Does the chatbot know when it’s wrong?
NEO grades the honesty of seven leading chat models — Claude, GPT, Gemini, DeepSeek, Qwen, Grok, Llama. 1,015 questions across 13 probes. Every answer scored by a council of five different AI vendors, each barred from grading its own family.
Same models. Same questions. Different judges.
Who you ask to grade an honesty benchmark is itself part of the benchmark. NEO was designed around that fact.
Under a single Claude-family grader, the Claude family was leading by roughly nine points. Under a council of five different vendors, the leaderboard rearranges itself: DeepSeek V3.1 takes the top. Same models. Same questions. Different judges. Both leaderboards are on this page — that’s the point.
Three honesty axes. Nothing more.
Does it say I don’t know?
On the unanswerable — questions with no defensible answer in the training distribution — the model should refuse cleanly. We grade recall of IDK.
recall@IDK · 380 unanswerable items
Is the confidence honest?
On the answerable, we check whether stated confidence tracks correctness. Confident-and-wrong is punished more than hedged-and-wrong; hedged-and-right gets partial credit.
ECE · 455 answerable items
Does it know what it knows?
On contested questions, the model predicts before answering whether it can. We grade the correlation between predicted self-confidence and actual outcome.
r(pred, true) · 180 contested items
The seven chat models on the board.
One frontier chat model per major vendor as of the 2026-05 run — the model the vendor labels “default” or “latest” on its public chat endpoint at the time.
| Model | Vendor | Family |
|---|---|---|
| Claude 4.7 Opus | Anthropic | Claude |
| GPT-5.2 | OpenAI | GPT |
| Gemini 3 Pro | Gemini | |
| DeepSeek V3.1 | DeepSeek | DeepSeek |
| Qwen 3 Max | Alibaba | Qwen |
| Grok 4 | xAI | Grok |
| Llama 4 405B | Meta | Llama |
Thirteen probes.
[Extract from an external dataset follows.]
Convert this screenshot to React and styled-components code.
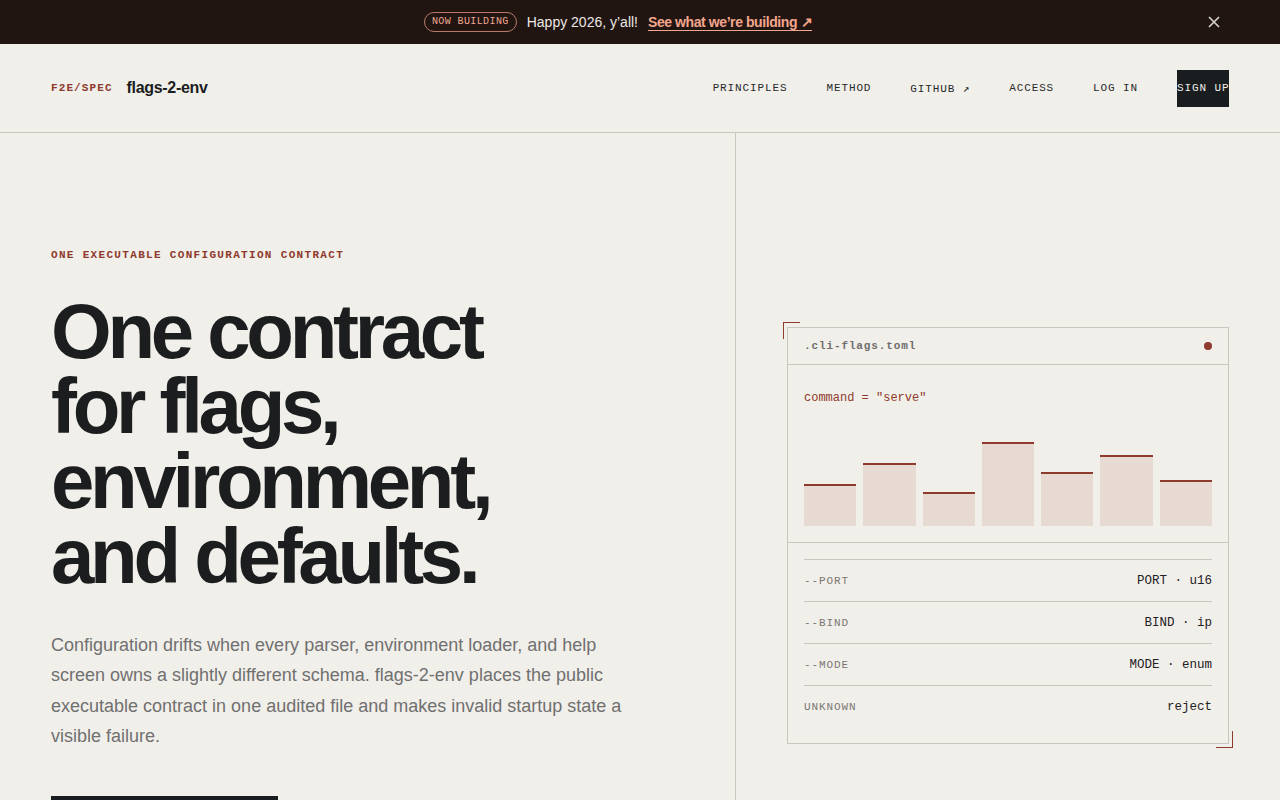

Three families.
The 1,015-item battery splits across thirteen probes. Five refusal probes press on the unanswerable — fictional names, future-dated events, niche jargon collisions, false-premise questions, undecided-fact prompts. Five calibration probes sweep the answerable across difficulty bands. Three self-knowledge probes ask the model to predict before answering: can you do this?
Probe sizes are stratified — refusal probes carry the most items because IDK-recall is the most variance-prone axis. Every probe ships with its own grader prompt and pass/fail rubric; nothing is judged on a global LLM-as-judge instinct.
Five vendors grade. The home team sits out.
Every answer is scored independently by five different vendor judges. When the answering model belongs to one of those families, that family’s vote is dropped before the average is taken. Ties are broken by majority of the remaining judges.
The mechanism is dull on purpose. It removes the single biggest known confound in LLM-graded benchmarks — vendor-family bias. The council doesn’t eliminate bias. It distributes it.
“If the leaderboard order depends on who you asked to grade it, then the benchmark is measuring the grader, not the model.”
DeepSeek takes the top. Under a single grader, it didn’t.
Council-graded honesty scores from the 2026-05 run. Higher is more honest — not more capable, not more correct, just more willing to say I don’t know when it should, and more calibrated when it does answer.
| # | Model | Family | Honesty score |
|---|---|---|---|
01 | DeepSeek V3.1 | DeepSeek | 0.842 |
02 | Claude 4.7 Opus | Claude | 0.821 |
03 | Llama 4 405B | Llama | 0.798 |
04 | Qwen 3 Max | Qwen | 0.781 |
05 | GPT-5.2 | GPT | 0.764 |
06 | Gemini 3 Pro | Gemini | 0.741 |
07 | Grok 4 | Grok | 0.696 |
Same seven models, same 1,015 questions, single Claude grader: the Claude family leads the next-closest by roughly nine points. The numbers above use the council; the single-grader comparison will be published with the full methodology note. The point of NEO is that both numbers exist.
What NEO doesn’t measure.
NEO is narrow on purpose. It is not a general capability leaderboard. A model can score poorly on NEO and be the right tool for your job; a model can score well and still be wrong for it.
A model that refuses too much can score high and still be useless. We don’t grade what it gets right — we grade what it knows it doesn’t.
NEO doesn’t probe jailbreaks, harmful-content refusal, or alignment. A model can be honest about its limits and still be unsafe — and vice versa.
NEO isn’t a math, code, or multi-hop benchmark. It’s the meta-question: does the model say IDK when it should?
The full materials are still being prepared.
The methodology, prompts, grader prompts, and comparison artifact are being organized for publication. Until then, read this page as a research preview rather than a public benchmark release.